CFD-based methodology for the characterization of the combustion process of a passive pre-chamber gasoline engine

Pre-chamber (PC) ignition systems, enabling Turbulent Jet Ignition (TJI) combustion, represent a promising technology to extend the lean limit of Spark Ignition Internal Combustion Engines. Indeed, the higher ignition energy provided by the turbulent jets contributes to the limitation of combustion duration and variability even in diluted conditions. However, a detailed analysis of the combustion process is needed to maximize the performance of the system. More specifically, the interaction between the chemical and the turbulent scales are key factors in assessing the probabilities of main chamber (MC) ignition, determining the ignition pattern, and characterizing the combustion process. For this reason, the development of reliable numerical models is a crucial factor to pave the way toward a deeper understanding of details concerning TJI combustion.

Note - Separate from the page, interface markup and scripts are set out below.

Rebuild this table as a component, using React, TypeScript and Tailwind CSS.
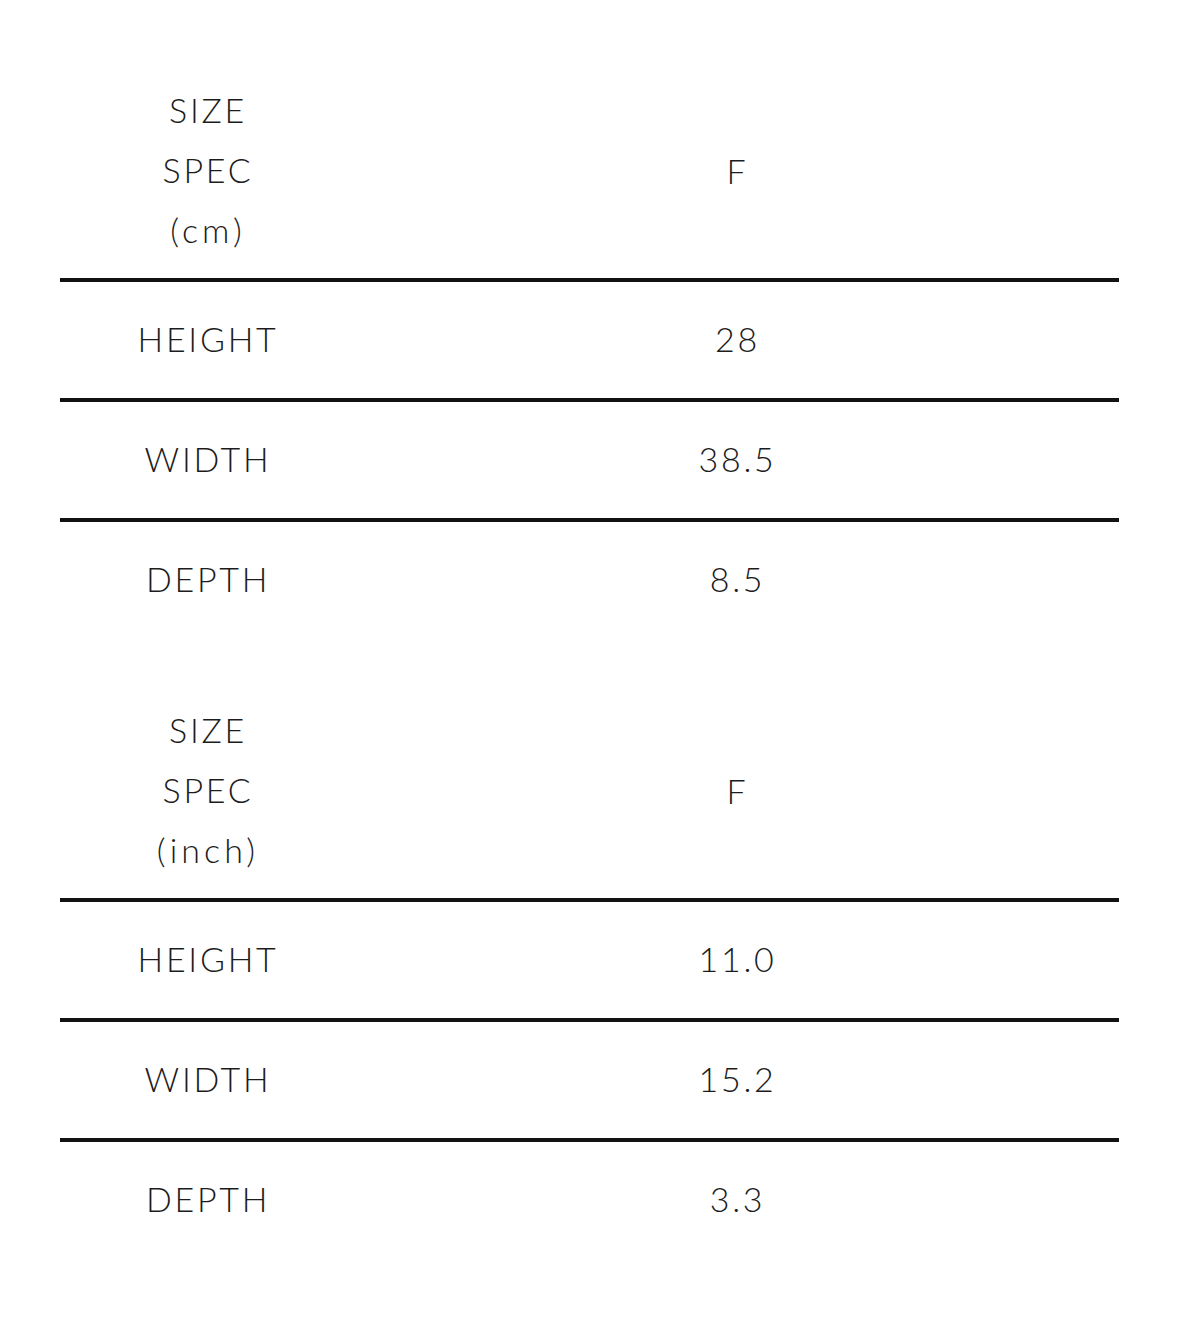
import React from "react";

type Row = { label: string; value: string };

const tables: { unit: string; rows: Row[] }[] = [
  {
    unit: "(cm)",
    rows: [
      { label: "HEIGHT", value: "28" },
      { label: "WIDTH", value: "38.5" },
      { label: "DEPTH", value: "8.5" },
    ],
  },
  {
    unit: "(inch)",
    rows: [
      { label: "HEIGHT", value: "11.0" },
      { label: "WIDTH", value: "15.2" },
      { label: "DEPTH", value: "3.3" },
    ],
  },
];

function SpecTable({ unit, rows }: { unit: string; rows: Row[] }) {
  return (
    <div className="flex flex-col">
      {/* header */}
      <div className="flex h-[216px] items-center">
        <div className="w-[296px] flex flex-col items-center leading-[60px]">
          <span>SIZE</span>
          <span>SPEC</span>
          <span className="tracking-[0.12em]">{unit}</span>
        </div>
        <div className="flex-1 text-center">F</div>
      </div>
      {rows.map((r) => (
        <div key={r.label} className="flex items-center h-[120px] pb-[4px] border-t-4 border-[#121212]">
          <div className="w-[296px] text-center">{r.label}</div>
          <div className="flex-1 text-center">{r.value}</div>
        </div>
      ))}
    </div>
  );
}

export default function App() {
  return (
    <div
      className="min-h-[1335px] w-[1179px] bg-white pl-[60px] pr-[60px] pt-[62px] text-[34px] font-light tracking-[0.08em] text-[#1c1c1c]"
      style={{ fontFamily: "Lato, 'Open Sans', sans-serif" }}
    >
      <div className="flex flex-col gap-[44px]">
        {tables.map((t) => (
          <SpecTable key={t.unit} unit={t.unit} rows={t.rows} />
        ))}
      </div>
    </div>
  );
}
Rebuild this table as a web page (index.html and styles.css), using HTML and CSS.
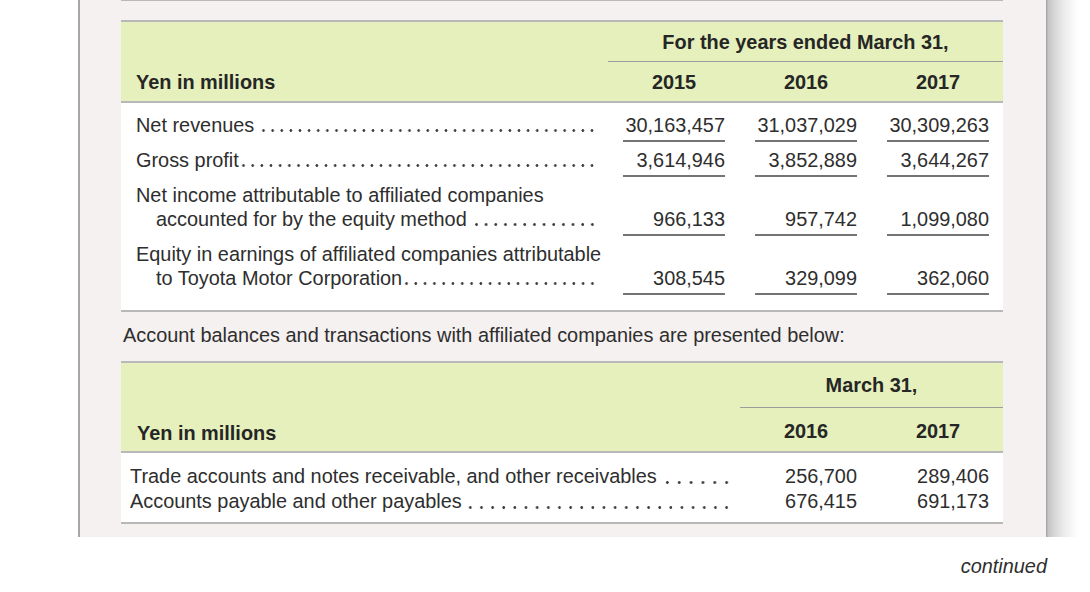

In the present work, a 3D-CFD numerical model was validated against experimental data at 4000 rpm, in stoichiometric and lean (i.e., λ = 1.2) conditions in a single-cylinder gasoline engine equipped with a passive pre-chamber. In both operations, the evolution of the turbulent combustion regimes over the whole combustion process was investigated, highlighting analogies and differences between the selected operative conditions. Additionally, a methodology to characterize the MC ignition and combustion process, able to describe the different phases of the interaction between PC and MC, and assess the thermal, turbulent, and chemical effects of the turbulent jets is presented.